AIM OF THE TASK: Locate the word "table" in the material, then show every line that holds it.

INFORMATION SHOWN:

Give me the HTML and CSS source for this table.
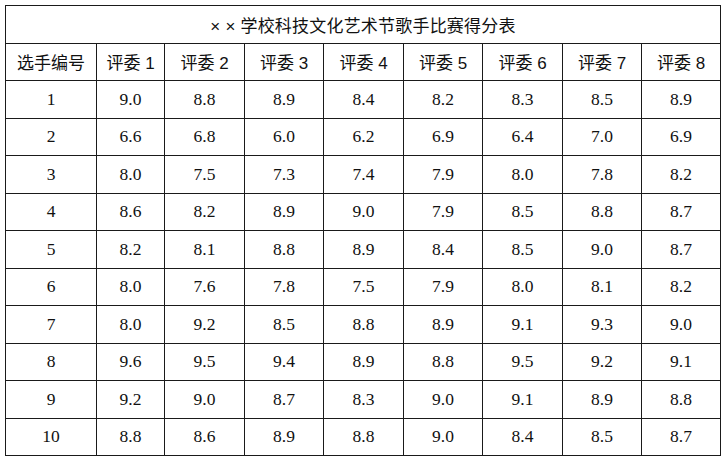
FILE: index.html
```html
<!DOCTYPE html>
<html lang="zh">
<head>
<meta charset="utf-8">
<title>×× 学校科技文化艺术节歌手比赛得分表</title>
<link rel="stylesheet" href="styles.css">
</head>
<body>
<table class="score">
  <colgroup>
    <col class="c0"><col class="c1"><col class="c2"><col class="c3"><col class="c4"><col class="c5"><col class="c6"><col class="c7"><col class="c8">
  </colgroup>
  <thead>
    <tr class="title-row"><th colspan="9" class="title">× × 学校科技文化艺术节歌手比赛得分表</th></tr>
    <tr class="head-row">
      <th>选手编号</th><th>评委 1</th><th>评委 2</th><th>评委 3</th><th>评委 4</th><th>评委 5</th><th>评委 6</th><th>评委 7</th><th>评委 8</th>
    </tr>
  </thead>
  <tbody>
    <tr><td>1</td><td>9.0</td><td>8.8</td><td>8.9</td><td>8.4</td><td>8.2</td><td>8.3</td><td>8.5</td><td>8.9</td></tr>
    <tr><td>2</td><td>6.6</td><td>6.8</td><td>6.0</td><td>6.2</td><td>6.9</td><td>6.4</td><td>7.0</td><td>6.9</td></tr>
    <tr><td>3</td><td>8.0</td><td>7.5</td><td>7.3</td><td>7.4</td><td>7.9</td><td>8.0</td><td>7.8</td><td>8.2</td></tr>
    <tr><td>4</td><td>8.6</td><td>8.2</td><td>8.9</td><td>9.0</td><td>7.9</td><td>8.5</td><td>8.8</td><td>8.7</td></tr>
    <tr><td>5</td><td>8.2</td><td>8.1</td><td>8.8</td><td>8.9</td><td>8.4</td><td>8.5</td><td>9.0</td><td>8.7</td></tr>
    <tr><td>6</td><td>8.0</td><td>7.6</td><td>7.8</td><td>7.5</td><td>7.9</td><td>8.0</td><td>8.1</td><td>8.2</td></tr>
    <tr><td>7</td><td>8.0</td><td>9.2</td><td>8.5</td><td>8.8</td><td>8.9</td><td>9.1</td><td>9.3</td><td>9.0</td></tr>
    <tr><td>8</td><td>9.6</td><td>9.5</td><td>9.4</td><td>8.9</td><td>8.8</td><td>9.5</td><td>9.2</td><td>9.1</td></tr>
    <tr><td>9</td><td>9.2</td><td>9.0</td><td>8.7</td><td>8.3</td><td>9.0</td><td>9.1</td><td>8.9</td><td>8.8</td></tr>
    <tr><td>10</td><td>8.8</td><td>8.6</td><td>8.9</td><td>8.8</td><td>9.0</td><td>8.4</td><td>8.5</td><td>8.7</td></tr>
  </tbody>
</table>
</body>
</html>
```
FILE: styles.css
```css
html, body {
  margin: 0;
  background: #ffffff;
}
body {
  padding: 5px 0 0 5px;
}
.score {
  border-collapse: collapse;
  table-layout: fixed;
  width: 715px;
  color: #111;
}
.c0 { width: 91px; }
.c1 { width: 68px; }
.c2 { width: 80px; }
.c3 { width: 79px; }
.c4 { width: 80px; }
.c5 { width: 79px; }
.c6 { width: 80px; }
.c7 { width: 79px; }
.c8 { width: 79px; }
.score th,
.score td {
  border: 1px solid #1a1a1a;
  padding: 0;
  height: 36.5px;
  text-align: center;
  vertical-align: middle;
}
.score th {
  font-family: "Liberation Sans", "Noto Sans CJK SC", sans-serif;
  font-size: 17px;
  font-weight: normal;
}
.score .title {
  letter-spacing: 0.2px;
}
.score td {
  font-family: "Liberation Serif", "Noto Serif CJK SC", serif;
  font-size: 17.5px;
}
```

FULL SOLUTION:
Give me the HTML and CSS source for this table.
<table class="score">
</table>
  table-layout: fixed;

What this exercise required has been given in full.